Acara ini menghadirkan narasumber Prof. Dr. Lilik Hendrajaya, mantan Rektor ITB yang juga pernah menjabat sebagai Deputi Menristek Bidang Perkembangan Riset Iptek. Dalam paparannya Prof. Lilik menjelaskan empat paradigma kemandirian perguruan tinggi, yaitu Tridharma, riset menuju kemandirian, pengembangan SDM akademik, dan bisnis perguruan tinggi yang bermartabat.
“Lakukan setiap kegiatan dengan mengintegrasikan kemampuan diikuti tridharma secara terpadu, produktif dan terukur,” tegas Lilik.

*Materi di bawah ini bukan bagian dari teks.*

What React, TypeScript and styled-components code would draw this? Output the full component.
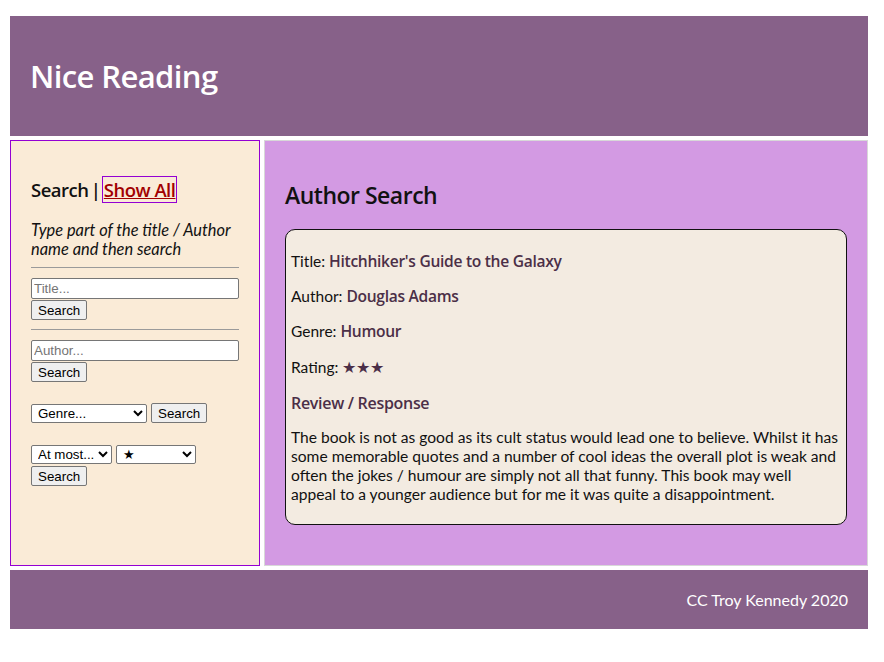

Terkait riset, Prof. Lilik menilai sangat terbuka untuk dikembangkan di Indonesia. Sayangnya, hal ini belum direspon dengan baik dari pemerintah daerah maupun perguruan tinggi. Ia mencontohkan daerah-daerah yang kaya dengan minyak bumi atau batubara. Akan tetapi, di sana tidak ada satu pun perguruan tinggi yang membuka program studi tentang geologi atau perminyakan.
“Terus terang responnya lambat sehingga justru hal ini dilirik oleh pihak luar. Hal inilah yang harus dirubah,” katanya.(Humas UGM/Satria)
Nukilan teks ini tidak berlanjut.